The STMicroelectronics issue was discovered a few months later after the Intel one, namely in May, when the research team also reached out to the company.
Since STMicroelectronics was shipping a hardware-enforced TPM, the company couldn't just issue a software update. Instead, they prepared a new iteration of the ST33 chip.
The research team said they received a version of this new chip and confirmed that it was resistant to the TPM-FAIL attacks on September 12, 2019.
The company was supposed to publish a security advisory at the following URL (also mentioned in a Microsoft security advisory), but the security advisory was not public at the time of this article's publication.
Now, a long process starts during which end-users -- home consumers and enterprise customers alike -- are expected to update CPU/motherboard firmware, and replace outdated equipment.
Of the two, the issue impacting Intel's fTPM solution is considered the most dangerous, as it could be exploited remotely.
The research team told ZDNet they plan to publish the tools they used to analyze the vulnerable TPMs, along with proof-of-concept code, on GitHub.
In large enterprise networks, some system administrators may not be fully aware of what TPMs they are using on particular devices.

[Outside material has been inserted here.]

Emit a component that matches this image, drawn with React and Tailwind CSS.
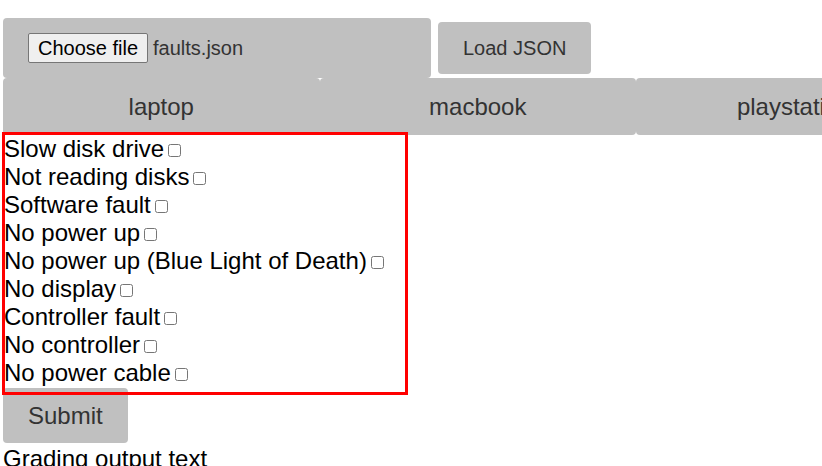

The proof-of-concept code should help these sysadmins test and see if they have devices vulnerable to the two attacks.
Unfortunately, the same proof-of-concept code may also end up helping attackers, once it gets published online. Applying the Intel PPT firmware updates should be a top priority.
A technical whitepaper on the TPM-FAIL attacks is available for download, and is entitled "TPM-FAIL: TPM meets Timing and Lattice Attacks." A dedicated website is also available. Some of the researchers involved in TPM-FAIL were also involved in the discovery of the Zombieload and Spoiler CPU vulnerabilies.